Learn about Aglianico — taste profile, popular regions and more …
Taking its home in the mountainous southern Italian regions of Campania and Basilicata, Aglianico is a bold red variety that needs a long hang time to fully develop and is actually one of the very last of the Italian red varieties to be harvested each year. It often spends until November on the vine and pushing it any faster often leads to rough and untamable tannins.
While maybe not as popular as Brunello or Barolo, among Italy’s noble reds, it certainly can boast the same aging potential. Aglianico also has great success in volcanic soils such as those found in Basilicata where it makes the robust, Aglianico del Vulture. It is also found scattered throughout vineyards in Calabria, Puglia and Molise. Producers in Austrailia and California grow Aglianico with success too.

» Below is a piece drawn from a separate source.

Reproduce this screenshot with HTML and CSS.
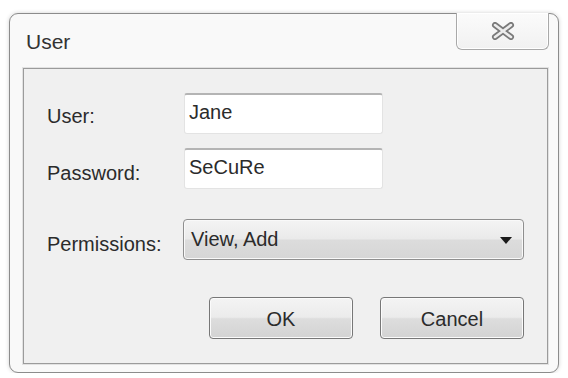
FILE: index.html
```html
<!DOCTYPE html>
<html lang="en">
<head>
  <meta charset="UTF-8">
  <meta name="viewport" content="width=device-width, initial-scale=1.0">
  <title>User</title>
  <link rel="stylesheet" href="styles.css">
</head>
<body>
  <div class="dlg-window">
    <div class="dlg-titlebar">
      <span class="dlg-title">User</span>
      <a class="dlg-close" title="Close">
        <svg width="26" height="18" viewBox="0 0 26 18">
          <path d="M5 3 L21 15 M21 3 L5 15" stroke="#7a7a7a" stroke-width="6" stroke-linecap="round" fill="none"/>
          <path d="M5 3 L21 15 M21 3 L5 15" stroke="#ededed" stroke-width="2.6" stroke-linecap="round" fill="none"/>
        </svg>
      </a>
    </div>

    <div class="dlg-client">
      <div class="dlg-row">
        <label class="dlg-label" for="userInput">User:</label>
        <input type="text" class="dlg-input" id="userInput" value="Jane">
      </div>

      <div class="dlg-row dlg-row-last">
        <label class="dlg-label dlg-label-low" for="passInput">Password:</label>
        <input type="text" class="dlg-input" id="passInput" value="SeCuRe">
      </div>

      <div class="dlg-row">
        <span class="dlg-label dlg-label-combo">Permissions:</span>
        <div class="dlg-combo">
          <span>View, Add</span>
          <span class="dlg-combo-arrow"></span>
        </div>
      </div>

      <div class="dlg-buttons">
        <button class="dlg-btn">OK</button>
        <button class="dlg-btn">Cancel</button>
      </div>
    </div>
  </div>
</body>
</html>
```

FILE: styles.css
```css
* {
  box-sizing: border-box;
}

body {
  margin: 0;
  background-color: #ffffff;
  font-family: "Liberation Sans", Arial, sans-serif;
  color: #2b2b2b;
}

.dlg-window {
  margin: 13px 0 0 9px;
  width: 550px;
  height: 360px;
  border: 1px solid #8c8c8c;
  border-radius: 9px;
  background-color: #f9f9f9;
  box-shadow: 0 0 4px rgba(0, 0, 0, 0.18);
  display: flex;
  flex-direction: column;
}

.dlg-titlebar {
  height: 54px;
  display: flex;
  align-items: center;
  justify-content: space-between;
  padding-left: 16px;
}

.dlg-title {
  font-size: 21px;
  color: #333;
  padding-top: 2px;
}

.dlg-close {
  align-self: flex-start;
  margin-top: -1px;
  margin-right: 9px;
  width: 93px;
  height: 37px;
  border: 1px solid #a9a9a9;
  border-top: none;
  border-radius: 0 0 6px 6px;
  background: linear-gradient(#fbfbfb, #f1f1f1);
  box-shadow: inset 0 0 0 1px #ffffff;
  display: flex;
  align-items: center;
  justify-content: center;
  cursor: pointer;
}

.dlg-client {
  flex: 1;
  margin: 0 10px 8px 13px;
  border: 1px solid #9b9b9b;
  box-shadow: 0 0 0 1px #e2e2e2;
  background-color: #f0f0f0;
  padding: 24px 23px 0 23px;
}

.dlg-row {
  display: flex;
  align-items: center;
  height: 41px;
  margin-bottom: 14px;
}

.dlg-row-last {
  margin-bottom: 30px;
}

.dlg-label {
  width: 137px;
  font-size: 20px;
  padding-top: 5px;
  color: #2b2b2b;
}

.dlg-label-low {
  padding-top: 9px;
}

.dlg-label-combo {
  width: 136px;
  padding-top: 9px;
}

.dlg-input {
  width: 199px;
  height: 41px;
  border: 1px solid #e3e3e3;
  border-top: 2px solid #b4b4b4;
  border-radius: 3px;
  background-color: #ffffff;
  font-family: "Liberation Sans", Arial, sans-serif;
  font-size: 20px;
  color: #2b2b2b;
  padding: 0 4px 3px 4px;
  outline: none;
}

.dlg-combo {
  flex: 1;
  height: 41px;
  border: 1px solid #8f8f8f;
  border-radius: 4px;
  background: linear-gradient(#f4f4f4 0%, #eaeaea 48%, #dcdcdc 52%, #d6d6d6 100%);
  box-shadow: inset 0 0 0 1px #f9f9f9;
  display: flex;
  align-items: center;
  justify-content: space-between;
  padding: 0 11px 0 7px;
  font-size: 20px;
  color: #2b2b2b;
}

.dlg-combo-arrow {
  width: 0;
  height: 0;
  border-left: 6px solid transparent;
  border-right: 6px solid transparent;
  border-top: 7px solid #1a1a1a;
  margin-top: 2px;
}

.dlg-buttons {
  display: flex;
  justify-content: flex-end;
  gap: 27px;
  margin-top: 37px;
}

.dlg-btn {
  width: 144px;
  height: 42px;
  border: 1px solid #777;
  border-radius: 4px;
  background: linear-gradient(#f4f4f4 0%, #ebebeb 48%, #dddddd 52%, #d3d3d3 100%);
  box-shadow: inset 0 0 0 1px #fbfbfb;
  font-family: "Liberation Sans", Arial, sans-serif;
  font-size: 20px;
  color: #2b2b2b;
  padding-top: 3px;
  cursor: pointer;
}
```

Tasting Notes for Aglianico
Aglianico is a dry red wine. The best Aglianicos are rustic, earthy and deep in color with dried fig, plum, blackberry, black pepper and dark chocolate. Full of fine-grained tannins, Aglianico has good acidity and an intense, lingering finish.
Perfect Food Pairings for Aglianico
Aglianico is fantastic alongside roasted or grilled meats, anything with black truffles and aged cheeses.
Sommelier Secrets for Aglianico
The name “Aglianico” bears striking resemblance to Ellenico, the Italian word for "Greek," but no evidence shows it having any ancestry in Greece. However, first documentation of its plantings appears around an ancient Greek colony located in the lush hills of present-day Avellino, Campania. It thrives there today as the exclusive variety in the strikingly delicious and age-worthy, red wine called Taurasi.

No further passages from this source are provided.